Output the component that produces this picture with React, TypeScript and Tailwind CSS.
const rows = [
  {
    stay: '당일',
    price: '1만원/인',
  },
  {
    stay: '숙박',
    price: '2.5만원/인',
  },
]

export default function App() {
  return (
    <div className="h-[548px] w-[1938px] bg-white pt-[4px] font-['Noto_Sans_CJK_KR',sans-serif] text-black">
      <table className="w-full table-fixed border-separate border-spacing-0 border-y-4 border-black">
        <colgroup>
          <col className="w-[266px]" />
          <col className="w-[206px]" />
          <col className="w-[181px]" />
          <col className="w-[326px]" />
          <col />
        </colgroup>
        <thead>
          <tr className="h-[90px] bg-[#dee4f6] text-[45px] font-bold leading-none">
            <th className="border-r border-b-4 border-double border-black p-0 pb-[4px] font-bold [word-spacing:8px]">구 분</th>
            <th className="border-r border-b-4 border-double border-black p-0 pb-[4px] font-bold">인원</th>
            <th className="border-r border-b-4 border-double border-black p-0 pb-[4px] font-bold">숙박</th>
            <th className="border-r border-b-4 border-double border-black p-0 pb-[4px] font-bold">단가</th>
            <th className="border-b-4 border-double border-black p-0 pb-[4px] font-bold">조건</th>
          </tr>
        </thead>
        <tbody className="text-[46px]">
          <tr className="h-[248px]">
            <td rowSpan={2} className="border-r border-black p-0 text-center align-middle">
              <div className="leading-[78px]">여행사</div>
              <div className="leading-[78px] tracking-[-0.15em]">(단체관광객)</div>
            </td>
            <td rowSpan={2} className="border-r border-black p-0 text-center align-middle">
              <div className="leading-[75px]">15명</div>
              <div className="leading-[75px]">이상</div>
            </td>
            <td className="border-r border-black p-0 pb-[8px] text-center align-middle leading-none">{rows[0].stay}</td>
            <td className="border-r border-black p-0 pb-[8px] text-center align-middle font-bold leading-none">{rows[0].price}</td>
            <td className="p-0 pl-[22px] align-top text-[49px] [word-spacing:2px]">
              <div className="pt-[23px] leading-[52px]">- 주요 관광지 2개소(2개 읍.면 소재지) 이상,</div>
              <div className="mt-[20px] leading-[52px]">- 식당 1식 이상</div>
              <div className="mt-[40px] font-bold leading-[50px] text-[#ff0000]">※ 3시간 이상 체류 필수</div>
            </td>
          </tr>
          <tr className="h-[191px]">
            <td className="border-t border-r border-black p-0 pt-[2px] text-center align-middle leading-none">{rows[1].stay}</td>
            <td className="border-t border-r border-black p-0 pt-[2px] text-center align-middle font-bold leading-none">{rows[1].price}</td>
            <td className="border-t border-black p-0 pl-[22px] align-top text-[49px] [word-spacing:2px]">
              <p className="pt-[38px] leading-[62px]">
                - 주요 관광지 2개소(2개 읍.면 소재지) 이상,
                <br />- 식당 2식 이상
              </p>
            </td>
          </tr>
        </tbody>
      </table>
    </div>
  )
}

□ □ □ □

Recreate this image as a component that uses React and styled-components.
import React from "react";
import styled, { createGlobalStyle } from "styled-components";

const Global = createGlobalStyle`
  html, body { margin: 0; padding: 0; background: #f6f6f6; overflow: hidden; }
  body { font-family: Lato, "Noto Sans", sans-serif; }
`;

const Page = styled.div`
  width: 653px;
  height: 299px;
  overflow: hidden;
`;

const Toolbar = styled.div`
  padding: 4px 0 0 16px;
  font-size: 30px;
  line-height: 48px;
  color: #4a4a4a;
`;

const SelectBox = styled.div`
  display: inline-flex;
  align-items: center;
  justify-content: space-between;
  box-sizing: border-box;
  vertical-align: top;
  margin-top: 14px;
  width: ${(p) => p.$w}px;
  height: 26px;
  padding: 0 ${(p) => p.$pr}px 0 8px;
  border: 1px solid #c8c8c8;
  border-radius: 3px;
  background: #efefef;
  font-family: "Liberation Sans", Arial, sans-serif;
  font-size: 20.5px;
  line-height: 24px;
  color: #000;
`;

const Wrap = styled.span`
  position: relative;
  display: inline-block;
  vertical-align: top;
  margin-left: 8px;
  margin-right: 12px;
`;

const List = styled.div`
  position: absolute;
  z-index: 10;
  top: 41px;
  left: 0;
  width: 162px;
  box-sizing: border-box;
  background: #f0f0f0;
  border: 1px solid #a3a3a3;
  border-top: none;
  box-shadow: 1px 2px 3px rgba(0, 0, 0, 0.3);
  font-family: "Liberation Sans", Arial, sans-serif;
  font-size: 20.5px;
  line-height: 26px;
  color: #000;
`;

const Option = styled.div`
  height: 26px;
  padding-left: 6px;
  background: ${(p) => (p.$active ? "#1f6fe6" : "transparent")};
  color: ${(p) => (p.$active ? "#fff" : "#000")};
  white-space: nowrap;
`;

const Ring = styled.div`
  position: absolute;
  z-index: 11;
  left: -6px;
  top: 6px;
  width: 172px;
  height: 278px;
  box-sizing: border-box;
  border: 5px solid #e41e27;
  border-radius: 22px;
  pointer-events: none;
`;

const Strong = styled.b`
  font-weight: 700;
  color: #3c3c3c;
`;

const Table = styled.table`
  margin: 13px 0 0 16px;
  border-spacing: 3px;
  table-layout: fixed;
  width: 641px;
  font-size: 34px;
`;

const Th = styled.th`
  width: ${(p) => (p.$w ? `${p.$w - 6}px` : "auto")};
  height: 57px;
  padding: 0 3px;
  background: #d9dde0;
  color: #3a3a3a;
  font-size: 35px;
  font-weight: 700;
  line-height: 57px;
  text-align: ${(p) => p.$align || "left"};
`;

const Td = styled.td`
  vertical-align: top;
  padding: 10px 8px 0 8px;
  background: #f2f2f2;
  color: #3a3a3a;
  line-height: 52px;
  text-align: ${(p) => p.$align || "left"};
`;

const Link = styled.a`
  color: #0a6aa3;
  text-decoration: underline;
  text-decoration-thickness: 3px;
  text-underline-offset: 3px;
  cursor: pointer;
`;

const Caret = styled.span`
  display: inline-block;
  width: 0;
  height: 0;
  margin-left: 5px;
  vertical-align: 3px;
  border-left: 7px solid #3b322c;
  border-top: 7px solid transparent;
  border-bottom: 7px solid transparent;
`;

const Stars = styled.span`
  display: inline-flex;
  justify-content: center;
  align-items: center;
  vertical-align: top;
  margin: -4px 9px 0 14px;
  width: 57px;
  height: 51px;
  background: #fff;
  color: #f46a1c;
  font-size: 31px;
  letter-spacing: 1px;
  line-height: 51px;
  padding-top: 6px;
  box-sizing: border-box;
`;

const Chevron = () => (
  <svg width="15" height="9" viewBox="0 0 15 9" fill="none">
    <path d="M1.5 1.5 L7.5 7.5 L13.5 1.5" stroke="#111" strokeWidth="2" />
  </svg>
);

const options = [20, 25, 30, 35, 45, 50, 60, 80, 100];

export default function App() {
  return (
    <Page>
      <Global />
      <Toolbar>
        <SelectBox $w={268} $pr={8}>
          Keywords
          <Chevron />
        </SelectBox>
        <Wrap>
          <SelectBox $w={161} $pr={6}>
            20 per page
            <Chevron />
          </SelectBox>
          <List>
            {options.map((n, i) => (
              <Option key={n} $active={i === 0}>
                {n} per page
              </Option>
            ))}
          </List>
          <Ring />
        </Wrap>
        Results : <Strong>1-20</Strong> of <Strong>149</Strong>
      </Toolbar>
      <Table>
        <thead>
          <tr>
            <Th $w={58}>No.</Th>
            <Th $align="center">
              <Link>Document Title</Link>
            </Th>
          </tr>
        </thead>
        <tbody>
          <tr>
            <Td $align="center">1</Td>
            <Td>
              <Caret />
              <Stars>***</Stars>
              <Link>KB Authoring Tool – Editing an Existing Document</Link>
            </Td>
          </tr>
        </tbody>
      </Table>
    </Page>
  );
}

□ □ □ □

Scan the listing above for the word "React" and show each line where it is found.

=== The response ===
Output the component that produces this picture with React, TypeScript and Tailwind CSS.
Recreate this image as a component that uses React and styled-components.
import React from "react";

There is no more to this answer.